Terlepas dari pembahasan tersebut, sebenarnya hadis di atas adalah hadis yang berkaitan dengan kasus tas’ir (pembatasan/pematokan harga), bukan menaikkan harga. Rasulullah (selaku kepala negara) tidak mau menetapkan pembatasan harga/pematokan harga, karena Rasulullah tidak ingin ketika pada hari kiamat beliau tertahan masuk surga oleh hak orang lain hanya karena beliau telah melakukan pembatasan harga. Jadi, hadis di atas adalah dalil tentang haramnya melakukan pembatasan harga oleh kepala negara (khilafah).

Contoh:

Misalnya kepala negara khilafah menetapkan bahwa harga gandum dalam negeri, satu kuintal seharga 200 dinar. Maka siapa pun yang menjual gandum 1 kuintal, harganya tidak boleh melebihi 200 dinar. Hal seperti inilah yang disebut tas’ir (pembatasan harga). Ini tidak boleh. Mengapa tidak boleh? Sebab, pada hakikatnya seorang penjual bebas menjual barang dagangannya sesuai harga yang dia inginkan. Dia bisa menjual 1 kuintal gandum itu dengan harga 178 dinar, 200 dinar, atau lebih dari itu, namun masih dalam konteks kewajaran, misalnya 205 dinar atau 210 dinar. Inilah yang dikhawatirkan oleh Rasulullah dengan kalimat “aku berharap bisa berjumpa dengan Allah dalam keadaan tidak ada seorang pun dari kalian yang menuntutku disebabkan kezalimanku dalam urusan darah maupun harta”. Sebab, jika (misalnya) Rasulullah menetapkan pembatasan harga 200 dinar, padahal ketika seorang penjual bisa menjual 1 kuintal gandum seharga 210 dinar, itu artinya ada rezeki dari si penjual gandum yang ditahan oleh Rasulullah, yaitu 10 dinar. Tetapi karena ada pembatasan harga, maka 10 dinar yang sebenarnya bisa didapatkan di penjual gandum, akan hilang sia-sia. Hal seperti inilah yang ditakutkan Rasulullah dan disebut oleh beliau sebagai bentuk kezaliman.

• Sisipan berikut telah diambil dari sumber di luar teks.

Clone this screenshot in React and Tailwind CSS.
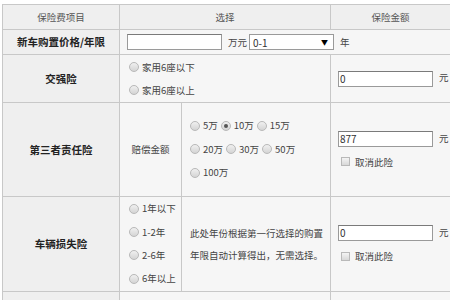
import React from "react";

const Radio = ({ checked }) => (
  <span className="inline-block align-middle ml-[3px] mr-[3px] w-[10px] h-[10px] rounded-full border border-[#b9b9b9] bg-gradient-to-b from-[#f0f0f0] to-[#d4d4d4] relative top-[-1px]">
    {checked && (
      <span className="absolute left-[2px] top-[2px] w-[4px] h-[4px] rounded-full bg-[#555]" />
    )}
  </span>
);

const Check = () => (
  <span className="inline-block align-middle w-[9px] h-[9px] border border-[#b9b9b9] bg-gradient-to-b from-[#f4f4f4] to-[#d8d8d8] mr-[5px] relative top-[-1px]" />
);

const Box = ({ value, w = "w-[95px]" }) => (
  <span
    className={`inline-block align-middle ${w} h-[16px] border border-[#9a9a9a] border-t-[#7a7a7a] bg-white text-[10px] leading-[14px] pl-[1px] text-[#333]`}
  >
    {value}
  </span>
);

export default function App() {
  const td = "border border-[#c8c8c8] p-0";
  const label = `${td} bg-[#efefef] text-center font-bold text-[10.5px] text-[#222]`;
  const cell = `${td} bg-[#f6f6f6]`;

  return (
    <div
      className="w-[450px] h-[300px] overflow-hidden bg-white pt-[4px] pl-[2px] text-[9.5px] text-[#444]"
      style={{ fontFamily: '"Noto Sans CJK SC", "Noto Sans", sans-serif' }}
    >
      <table className="border-collapse table-fixed w-[452px]">
        <colgroup>
          <col className="w-[117px]" />
          <col className="w-[62px]" />
          <col className="w-[149px]" />
          <col className="w-[124px]" />
        </colgroup>
        <tbody>
          <tr className="h-[25px]">
            <td className={`${td} bg-[#efefef] text-center text-[#555]`}>保险费项目</td>
            <td colSpan={2} className={`${td} bg-[#efefef] text-center text-[#555]`}>选择</td>
            <td className={`${td} bg-[#efefef] text-center text-[#555] pr-[4px]`}>保险金额</td>
          </tr>
          <tr className="h-[25px]">
            <td className={label}>新车购置价格/年限</td>
            <td colSpan={3} className={`${cell} pl-[7px]`}>
              <div className="flex items-center">
                <Box value="" />
                <span className="ml-[6px] mr-[2px]">万元</span>
                <span className="flex items-center justify-between w-[85px] h-[16px] border border-[#9a9a9a] bg-white pl-[3px] pr-[5px] text-[10px] text-[#333]">
                  <span>0-1</span>
                  <span className="text-[7px] text-black">▼</span>
                </span>
                <span className="ml-[6px]">年</span>
              </div>
            </td>
          </tr>
          <tr className="h-[48px]">
            <td className={label}>交强险</td>
            <td colSpan={2} className={`${cell} pl-[6px] leading-[23px]`}>
              <div><Radio />家用6座以下</div>
              <div><Radio />家用6座以上</div>
            </td>
            <td className={`${cell} pl-[7px]`}>
              <Box value="0" />
              <span className="ml-[6px]">元</span>
            </td>
          </tr>
          <tr className="h-[94px]">
            <td className={label}>第三者责任险</td>
            <td className={`${cell} text-center`}>赔偿金额</td>
            <td className={`${cell} pl-[5px] leading-[23.5px]`}>
              <div><Radio />5万<Radio checked />10万<Radio />15万</div>
              <div><Radio />20万<Radio />30万<Radio />50万</div>
              <div><Radio />100万</div>
            </td>
            <td className={`${cell} pl-[7px] leading-[24px]`}>
              <div>
                <Box value="877" />
                <span className="ml-[6px]">元</span>
              </div>
              <div className="pl-[3px]"><Check />取消此险</div>
            </td>
          </tr>
          <tr className="h-[95px]">
            <td className={label}>车辆损失险</td>
            <td className={`${cell} pl-[6px] leading-[23.3px]`}>
              <div><Radio />1年以下</div>
              <div><Radio />1-2年</div>
              <div><Radio />2-6年</div>
              <div><Radio />6年以上</div>
            </td>
            <td className={`${cell} pl-[8px] pr-[6px] leading-[22px]`}>
              此处年份根据第一行选择的购置年限自动计算得出，无需选择。
            </td>
            <td className={`${cell} pl-[7px] leading-[24px]`}>
              <div>
                <Box value="0" />
                <span className="ml-[6px]">元</span>
              </div>
              <div className="pl-[3px]"><Check />取消此险</div>
            </td>
          </tr>
          <tr className="h-[40px]">
            <td className={label}></td>
            <td colSpan={2} className={cell}></td>
            <td className={cell}></td>
          </tr>
        </tbody>
      </table>
    </div>
  );
}
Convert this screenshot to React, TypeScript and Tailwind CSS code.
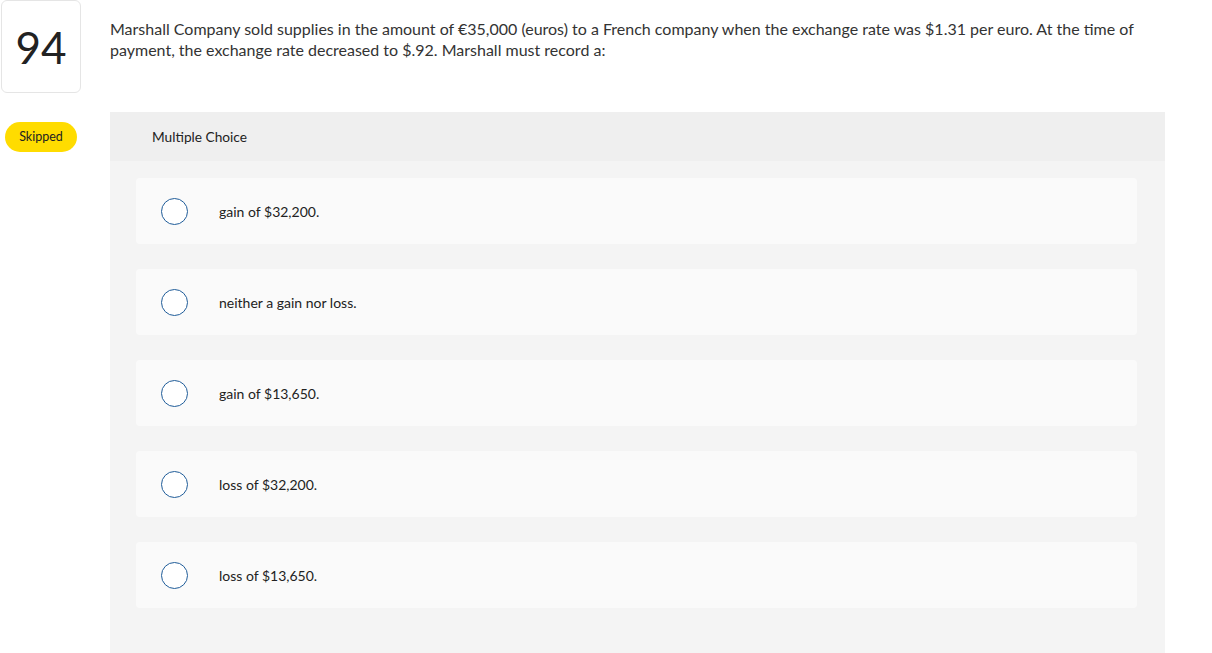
const options = [
  'gain of $32,200.',
  'neither a gain nor loss.',
  'gain of $13,650.',
  'loss of $32,200.',
  'loss of $13,650.',
];

export default function App() {
  return (
    <div className="min-h-[653px] bg-white text-[#333] font-['Lato','Liberation_Sans',sans-serif] flex">
      <div className="w-[110px] shrink-0 flex flex-col">
        <div className="ml-[1px] w-[80px] h-[93px] border border-[#e5e5e5] rounded-md flex items-center justify-center text-[44px] text-[#222] leading-none">
          94
        </div>
        <div className="mt-[29px] ml-[5px] w-[72px] h-[30px] rounded-full bg-[#ffdc00] flex items-center justify-center text-[12.5px] text-[#222]">
          Skipped
        </div>
      </div>
      <div className="w-[1055px] flex flex-col">
        <p className="pt-[18px] text-[16px] leading-[21px] text-[#333] pr-[22px]">
          Marshall Company sold supplies in the amount of €35,000 (euros) to a French company when the exchange rate was $1.31 per euro. At the time of payment, the exchange rate decreased to $.92. Marshall must record a:
        </p>
        <div className="mt-[52px] flex flex-col bg-[#f4f4f4]">
          <div className="h-[49px] bg-[#efefef] flex items-center pl-[42px] pt-[1px] text-[13.7px] text-[#222]">
            Multiple Choice
          </div>
          <div className="flex flex-col gap-[25px] pl-[26px] pr-[28px] pt-[17px] pb-[45px]">
            {options.map((o) => (
              <div key={o} className="h-[66px] bg-[#fafafa] rounded-sm flex items-center pl-[25px]">
                <span className="w-[27px] h-[27px] rounded-full border-[1.5px] border-[#1f5c99] bg-white shrink-0" />
                <span className="ml-[31px] pt-[1px] text-[14px] text-[#222]">{o}</span>
              </div>
            ))}
          </div>
        </div>
      </div>
    </div>
  );
}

Jadi, cara penyikapan yang aneh ini memang betul-betul aneh. Dikatakan aneh, sebab ganjil dalam banyak hal.

Misalnya:

1) Menggiring opini kenaikan harga BBM ini ke ranah akidah, padahal selayaknya dibawa ke ranah hukum.
2) Inginnya memberikan solusi, tetapi ternyata sama sekali tidak solutif. Justru menimbulkan persoalan baru, misalnya mundurnya pemikiran umat. Jika umat dicekoki dengan pemahaman seperti itu, maka umat akan terus dibodohi orang kafir yang merampas kekayaan alam di Indonesia.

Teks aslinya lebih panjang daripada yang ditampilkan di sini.